Right after I sent my post I got a text from him. It says, quote: I'll do anything to make you happy no matter how unhappy and hurt i am about this. good bye baby

 

Here comes the tears...

 

This isn't the first time we broke up. Before he backed off for about a week and then did everything in his power to win me back like calling and leaving messages, mailing me letters, sending me cards and flowers. Talking to my friends about how I'm doing. I know this is going to happen again especially after reading that message he just sent to me.

 

I really don't know how to handle this and don't want to make another mistake.

 

Edited to add: About what he said to me in my first post. The whole !@#$ off thing. He has a big fault where he doesn't think before he speaks so sometimes things come out of his mouth that are so wrong and he knows how wrong it was the second after he says it. But that's no excuse for his behavior to the one he says he wants to spend the rest of his life with.

Posted

You need to decide if this is something you could continue for your time period together. I mean, how did you feel when you said it was over?

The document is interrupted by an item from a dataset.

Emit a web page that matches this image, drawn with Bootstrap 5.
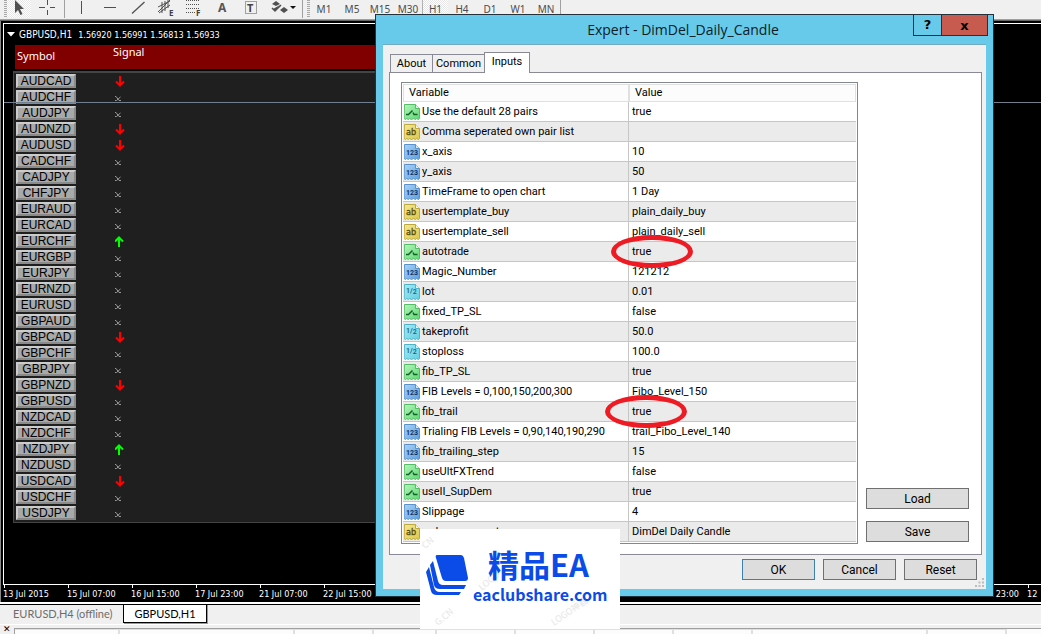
<!DOCTYPE html>
<html lang="en">
<head>
<meta charset="utf-8">
<meta name="viewport" content="width=device-width, initial-scale=1">
<title>Expert - DimDel_Daily_Candle</title>
<link rel="stylesheet" href="https://cdn.jsdelivr.net/npm/bootstrap@5.3.0/dist/css/bootstrap.min.css">
<style>
body{font-family:Roboto,"Liberation Sans",sans-serif;font-size:11px;line-height:14px;background:#f0f0f0;color:#000}
button{font:inherit;border-radius:0;padding:0}
/* toolbar */
.tools{height:21px;border-bottom:1px solid #666;box-shadow:inset 0 -1px #a0a0a0;background:#f0f0f0}
.grip{width:3px;height:17px;background:repeating-linear-gradient(#a8a8a8 0 1px,transparent 1px 2px)}
.tool{border:0;background:none;width:28px;height:18px;color:#4c4c4c;font-family:"Noto Sans",sans-serif;font-size:10px;line-height:14px}
.tool svg{display:block;margin:auto}
.tool-on{background:repeating-conic-gradient(#e6e6e6 0 25%,#fff 0 50%) 0 0/2px 2px}
.tool-first{width:24px}
.tool-cross{width:33px}
.tool-vert{width:32px}
.tool-menu{width:37px}
.tool-h1{width:26px;border-left:1px solid #b0b0b0}
.tool-sep{width:1px;height:18px;background:#a0a0a0}
/* chart */
.chart{background:#000;color:#fff;border-left:1px solid #888;padding:2px 0 0 2px;font-family:"DejaVu Sans Condensed","DejaVu Sans",sans-serif;font-size:9px;overflow:hidden}
.plot{border:solid #fff;border-width:1px 0 1px 1px}
.quote{height:21px;padding-left:3px}
.quote-name{font-size:10px;margin-right:6px}
.board-head{background:#800000;margin-left:11px;height:24px;font-family:"Noto Sans",sans-serif;font-size:11px;padding-left:2px}
.board-head span:first-child{width:96px;padding-top:4px}
.board{margin:2px 0 0 9px;border:1px solid #444;border-top-width:2px;background:#1f1f1f;padding:1px 0 0 2px}
.pair-row{height:16px}
.pair{width:60px;height:14px;border:2px solid;border-color:#ccc #8a8a8a #8a8a8a #ccc;background:#a9a9a9;color:#000;font-family:"Liberation Sans",sans-serif;font-size:12px;line-height:9px}
.pair-row svg{margin-left:39px}
.price-line{top:81px;left:3px;right:0;height:1px;background:#708090}
.axis{height:17px}
.axis span{flex:0 0 64px;white-space:nowrap;position:relative;line-height:18px}
.axis span::before{content:"";position:absolute;left:1px;top:0;width:1px;height:3px;background:#fff}
/* workspace tabs and terminal */
.sheets{border-top:2px solid #fff;border-bottom:1px solid #fff;height:23px;box-shadow:inset 0 1px #000;font-family:Lato,sans-serif}
.sheet{border:0;background:none;height:19px;color:#6d6d6d;padding:0 11px 0 13px}
.sheet-on{background:#fff;color:#000;border:1px solid #000;padding:0 10px;box-shadow:1px 1px #999}
.term{height:9px}
.term-x{border:0;background:none;width:14px;font-size:9px;line-height:9px}
.term-cols{border-top:1px solid #a0a0a0;border-left:1px solid #a0a0a0;margin-top:3px;background:#fcfcfc}
.term-cols i{border-right:2px solid #e0e0e0;border-top:1px solid #e0e0e0;flex:none}
/* dialog */
.dlg{left:375px;top:14px;width:619px;border:1px solid #23323a;background:#67caeb;padding:0 7px 7px}
.dlg-title{height:29px;font:14px/30px "Open Sans","Noto Sans",sans-serif;text-align:center;color:#0c1c24;padding-right:3px}
.dlg-ctl{top:-1px;right:5px}
.dlg-ctl button{height:22px;border:1px solid #23323a;background:#67caeb;width:29px;font:bold 13px/16px "DejaVu Sans",sans-serif}
.dlg-ctl .dlg-close{width:47px;background:#c75b50;margin-left:-1px;line-height:13px}
.dlg-body{background:#f0f0f0;border-top:1px solid #74a9c4;padding:7px 4px 9px 6px}
.tabs{padding-left:1px}
.tab-btn{border:1px solid #8a8a96;border-bottom:0;background:#f0f0f0;height:18px;width:43px;margin-right:-1px}
.tab-wide{width:53px}
.tab-on{background:#fff;height:21px;width:46px;margin-bottom:-1px;position:relative;padding-bottom:3px}
.pane{border:1px solid #8a8a96;background:#fff;padding:9px 12px 10px 11px}
.grid-box{border:1px solid #828790;padding:1px 1px 1px;width:457px}
.grid-box table{width:100%;table-layout:fixed;border-collapse:separate;border-spacing:0}
.grid-box th{font-weight:400;height:18px;border:1px solid #e0e0e0;background:#fcfcfc;padding:0 0 0 5px;width:226px}
.grid-box th+th{width:auto;border-left-width:1px}
.grid-box td{height:20px;border-bottom:1px solid #c6c6c6;padding:0 0 0 1px;white-space:nowrap}
.grid-box td+td{padding-left:3px}
.grid-box td:first-child{border-right:1px solid #c6c6c6}
.grid-box tbody tr:nth-child(even){background:#ebebeb}
.kind{width:16px;height:16px;margin-right:2px;vertical-align:middle}
.side-btns{padding-bottom:2px;gap:12px}
.win-btn{border:1px solid #707070;background:#ddd;height:21px;width:73px;font-size:12px}
.win-btn.wide{width:103px}
.win-btn.default{border-color:#3c7fb1}
.foot{padding:4px 5px 0 0}
.ring{width:82px;height:33px;border:5px solid #ed1c24;border-radius:50%}
.grip-corner{right:9px;bottom:9px}
/* site stamp */
.stamp{left:420px;top:529px;width:200px;height:100px;background:#fff;color:#0b4be8;font-family:"Noto Sans CJK SC",sans-serif;font-weight:700}
.stamp-art{left:0;top:0}
.stamp-text{padding:17px 0 0 53px}
.stamp-big{font-size:31px;line-height:36px;padding-left:15px;white-space:nowrap}
.stamp-small{font-size:16px;line-height:24px}
</style>
<script src="https://cdn.jsdelivr.net/npm/bootstrap@5.3.0/dist/js/bootstrap.bundle.min.js"></script>
</head>
<body>
<svg width="0" height="0" class="position-absolute" aria-hidden="true">
<defs>
<path id="sheet" d="M.5.5h11l4 4v10l-1 1-2-1-1 1-2-1-2 1-2-1-1 1-2-1-1 1-1.500-1z"/>
<linearGradient id="gg" x2="1" y2="1"><stop stop-color="#b4f5ba"/><stop offset="1" stop-color="#5fd873"/></linearGradient>
<linearGradient id="gy" x2="1" y2="1"><stop stop-color="#f4e89a"/><stop offset="1" stop-color="#ddc846"/></linearGradient>
<linearGradient id="gb" x2="1" y2="1"><stop stop-color="#a8d4f6"/><stop offset="1" stop-color="#5f9fe0"/></linearGradient>
<linearGradient id="gc" x2="1" y2="1"><stop stop-color="#a4ebf5"/><stop offset="1" stop-color="#62cfe2"/></linearGradient>
<symbol id="k-bool" viewBox="0 0 16 16"><use href="#sheet" fill="url(#gg)" stroke="#55bd68"/><path d="M11.500.5v4h4" fill="#d9fbdc" stroke="#55bd68"/><path d="M2 10.500h2.500l4-4M9 8.500l1 2h3.500" fill="none" stroke="#14602a" stroke-width="1.500"/></symbol>
<symbol id="k-str" viewBox="0 0 16 16"><use href="#sheet" fill="url(#gy)" stroke="#bda83c"/><path d="M11.500.5v4h4" fill="#fbf6cd" stroke="#bda83c"/><text x="2" y="11" font-family="DejaVu Sans Condensed" font-size="9" fill="#574a08" stroke="#574a08" stroke-width=".3">ab</text></symbol>
<symbol id="k-int" viewBox="0 0 16 16"><use href="#sheet" fill="url(#gb)" stroke="#5c92cc"/><path d="M11.500.5v4h4" fill="#d5ebfb" stroke="#5c92cc"/><text x="2" y="11" font-family="Roboto" font-weight="700" font-size="7" fill="#0c3468">123</text></symbol>
<symbol id="k-dbl" viewBox="0 0 16 16"><use href="#sheet" fill="url(#gc)" stroke="#50b4c8"/><path d="M11.500.5v4h4" fill="#d9f7fb" stroke="#50b4c8"/><text x="2" y="9" font-family="Roboto" font-weight="500" font-size="7" fill="#126070">1/<tspan dy="1">2</tspan></text></symbol>
<symbol id="s-down" viewBox="0 0 10 11"><path d="M5 0v9M1 5.500l4 4 4-4" fill="none" stroke="#f00" stroke-width="2"/></symbol>
<symbol id="s-up" viewBox="0 0 10 11"><path d="M4 11V2M0 5.500l4-4 4 4" fill="none" stroke="#0f0" stroke-width="2"/></symbol>
<symbol id="s-none" viewBox="0 0 10 11"><path d="M0 4.500h1l3 4h2M5.500 5l-4 3.500H0" fill="none" stroke="#999"/></symbol>
</defs>
</svg>

<div class="d-flex flex-column min-vh-100 overflow-hidden position-relative">
<header class="tools d-flex" role="toolbar" aria-label="Line studies and timeframes">
  <span class="grip ms-1"></span>
  <button class="tool tool-on tool-first" aria-label="Cursor"><svg width="24" height="18"><path d="M8 0v13l3-3 2.500 5 2-1-2.500-5h4z" fill="#505050"/></svg></button>
  <button class="tool tool-cross" aria-label="Crosshair"><svg width="33" height="18"><path d="M8 7.500h6M19 7.500h5M16.500 0v5M16.500 10v5" stroke="#505050"/></svg></button>
  <span class="tool-sep"></span>
  <button class="tool tool-vert" aria-label="Vertical line"><svg width="32" height="18"><path d="M16.500 1v13" stroke="#505050"/></svg></button>
  <button class="tool" aria-label="Horizontal line"><svg width="28" height="18"><path d="M7 7.500h12" stroke="#505050"/></svg></button>
  <button class="tool" aria-label="Trendline"><svg width="28" height="18"><path d="M7 13.500L19.500 2" stroke="#505050" stroke-width="1.300"/></svg></button>
  <button class="tool" aria-label="Equidistant channel"><svg width="28" height="18"><path d="M5 12L17 0M5 7l12-6M6 13l11-8M9 2v11M12 1v10M15 0v8" stroke="#505050" fill="none"/><text x="16" y="16" font-size="8" font-weight="700" fill="#404040">E</text></svg></button>
  <button class="tool" aria-label="Fibonacci retracement"><svg width="28" height="18"><path d="M5 .5h14M5 4.500h14M5 8.500h14M5 12.500h9" stroke="#505050" stroke-dasharray="1 1"/><text x="15" y="16" font-size="8" font-weight="700" fill="#404040">F</text></svg></button>
  <button class="tool" aria-label="Text"><svg width="28" height="18"><text x="9" y="12" font-size="12" font-weight="700" fill="#555">A</text></svg></button>
  <button class="tool" aria-label="Text label"><svg width="28" height="18"><path d="M8.500 1.500h11v12h-11z" fill="none" stroke="#505050" stroke-dasharray="1 1"/><text x="10" y="12" font-size="11" font-weight="700" fill="#444">T</text></svg></button>
  <button class="tool tool-menu" aria-label="Arrows"><svg width="37" height="18"><path d="M7 4l4-3 4 3-4 2zM8 9l2 2 5-6M15 10l4-3 4 3-4 3z" fill="#505050"/><path d="M7 8l3 3 6-6" fill="none" stroke="#505050" stroke-width="1.500"/><path d="M25 6h6l-3 3z" fill="#111"/></svg></button>
  <span class="tool-sep"></span>
  <span class="grip ms-1"></span>
  <button class="tool">M1</button><button class="tool">M5</button><button class="tool">M15</button><button class="tool">M30</button><button class="tool tool-on tool-h1">H1</button><button class="tool">H4</button><button class="tool">D1</button><button class="tool">W1</button><button class="tool">MN</button>
  <span class="tool-sep"></span>
</header>

<main class="chart flex-grow-1 d-flex flex-column position-relative">
  <div class="plot flex-grow-1">
    <div class="quote d-flex align-items-center"><svg width="8" height="5" class="me-1"><path d="M0 0h8L4 4.500z" fill="#fff"/></svg><span class="quote-name">GBPUSD,H1</span><span>1.56920 1.56991 1.56813 1.56933</span></div>
    <div class="board-head w-50 d-flex"><span>Symbol</span><span>Signal</span></div>
    <div class="board w-50" id="board"></div>
  </div>
  <div class="axis d-flex" id="axis"></div>
  <div class="price-line position-absolute"></div>
</main>

<nav class="sheets d-flex" aria-label="Charts">
  <button class="sheet">EURUSD,H4 (offline)</button>
  <button class="sheet sheet-on">GBPUSD,H1</button>
</nav>
<footer class="term d-flex">
  <button class="term-x" aria-label="Close terminal">✕</button>
  <div class="term-cols d-flex flex-grow-1" id="cols"></div>
</footer>

<section class="dlg position-absolute" role="dialog" aria-labelledby="dlgTitle">
  <div class="dlg-title" id="dlgTitle">Expert - DimDel_Daily_Candle</div>
  <div class="dlg-ctl position-absolute d-flex"><button aria-label="Help">?</button><button class="dlg-close" aria-label="Close">x</button></div>
  <div class="dlg-body">
    <div class="tabs d-flex align-items-end" role="tablist">
      <button class="tab-btn" role="tab">About</button><button class="tab-btn tab-wide" role="tab">Common</button><button class="tab-btn tab-on" role="tab">Inputs</button>
    </div>
    <div class="pane d-flex justify-content-between">
      <div class="grid-box position-relative">
        <table>
          <thead><tr><th scope="col">Variable</th><th scope="col">Value</th></tr></thead>
          <tbody id="rows"></tbody>
        </table>
        <span class="ring position-absolute" style="left:209px;top:152px"></span>
        <span class="ring position-absolute" style="left:203px;top:312px"></span>
      </div>
      <div class="side-btns d-flex flex-column justify-content-end">
        <button class="win-btn wide">Load</button>
        <button class="win-btn wide">Save</button>
      </div>
    </div>
    <div class="foot d-flex justify-content-end gap-2">
      <button class="win-btn default">OK</button><button class="win-btn">Cancel</button><button class="win-btn">Reset</button>
    </div>
    <svg class="grip-corner position-absolute" width="9" height="9"><path d="M7 0h2v2H7zM3.500 3.500h2v2h-2zM7 3.500h2v2H7zM0 7h2v2H0zM3.500 7h2v2h-2zM7 7h2v2H7z" fill="#bcbcbc"/></svg>
  </div>
</section>

<aside class="stamp position-absolute overflow-hidden">
  <svg class="stamp-art position-absolute" width="200" height="100" aria-hidden="true">
    <g fill="#e6e6e6" font-size="9" font-weight="400"><text transform="translate(5 20) rotate(-40)">CN</text><text transform="translate(18 97) rotate(-40)">G.CN</text><text transform="translate(62 62) rotate(-40)">LOGO</text><text transform="translate(134 97) rotate(-35)">LOGO神器</text></g>
    <g fill="#0b4be8"><path d="M17 26h24q2 0 3 3l4 20q0 3-3 3H26q-3 0-4-3L16 29q-1-3 1-3z"/><path d="M13 32l5 20q1 4 5 4h23l-2 4H20q-5 0-6-4L10 36zM9 38l5 20q1 5 6 5h21l-2 3H17q-5 0-6-4L6 43z"/></g>
  </svg>
  <div class="stamp-text position-relative"><div class="stamp-big">精品EA</div><div class="stamp-small">eaclubshare.com</div></div>
</aside>
</div>
<script>
const signals={AUDCAD:'down',AUDNZD:'down',AUDUSD:'down',EURCHF:'up',GBPCAD:'down',GBPNZD:'down',NZDJPY:'up',USDCAD:'down'};
const pairs='AUDCAD AUDCHF AUDJPY AUDNZD AUDUSD CADCHF CADJPY CHFJPY EURAUD EURCAD EURCHF EURGBP EURJPY EURNZD EURUSD GBPAUD GBPCAD GBPCHF GBPJPY GBPNZD GBPUSD NZDCAD NZDCHF NZDJPY NZDUSD USDCAD USDCHF USDJPY'.split(' ');
document.getElementById('board').innerHTML=pairs.map(p=>`<div class="pair-row d-flex align-items-start"><button class="pair">${p}</button><svg width="10" height="14" viewBox="0 -2 10 14"><use href="#s-${signals[p]||'none'}" width="10" height="11"/></svg></div>`).join('');
const times=['13 Jul 2015','15 Jul 07:00','16 Jul 15:00','17 Jul 23:00','21 Jul 07:00','22 Jul 15:00'];
document.getElementById('axis').innerHTML=Array.from({length:17},(_,i)=>i===15?'<span class="text-end pe-2">23:00</span>':`<span>${i===16?'12':times[i]||''}</span>`).join('');
document.getElementById('cols').innerHTML=[105,175,79,63,79,79,79,79,175,79].map(w=>`<i style="width:${w}px"></i>`).join('');
const rows=[['bool','Use the default 28 pairs','true'],['str','Comma seperated own pair list',''],['int','x_axis','10'],['int','y_axis','50'],['int','TimeFrame to open chart','1 Day'],['str','usertemplate_buy','plain_daily_buy'],['str','usertemplate_sell','plain_daily_sell'],['bool','autotrade','true'],['int','Magic_Number','121212'],['dbl','lot','0.01'],['bool','fixed_TP_SL','false'],['dbl','takeprofit','50.0'],['dbl','stoploss','100.0'],['bool','fib_TP_SL','true'],['int','FIB Levels = 0,100,150,200,300','Fibo_Level_150'],['bool','fib_trail','true'],['int','Trialing FIB Levels = 0,90,140,190,290','trail_Fibo_Level_140'],['int','fib_trailing_step','15'],['bool','useUltFXTrend','false'],['bool','useII_SupDem','true'],['int','Slippage','4'],['str','order_comment','DimDel Daily Candle']];
document.getElementById('rows').innerHTML=rows.map(([k,n,v])=>`<tr><td><svg class="kind"><use href="#k-${k}"/></svg>${n}</td><td>${v}</td></tr>`).join('');
</script>
</body>
</html>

Did you feel like " thank God its over, it hurts but I'll just rather move on" or were you like " i can't believe I just did that" If your answer was yer to Number 1 then you know what you need to do. If it was yes Number 2 then you're not ready to move on. Your mind maybe be telling you yes but your heart is not ready and she is telling you no. You have to be able to think rational, not with the heart because sometimes the heart makes you see things that are not there. Be careful. Do what your instincts tell you. Either way, it wouldn't fail you because your gut knows best.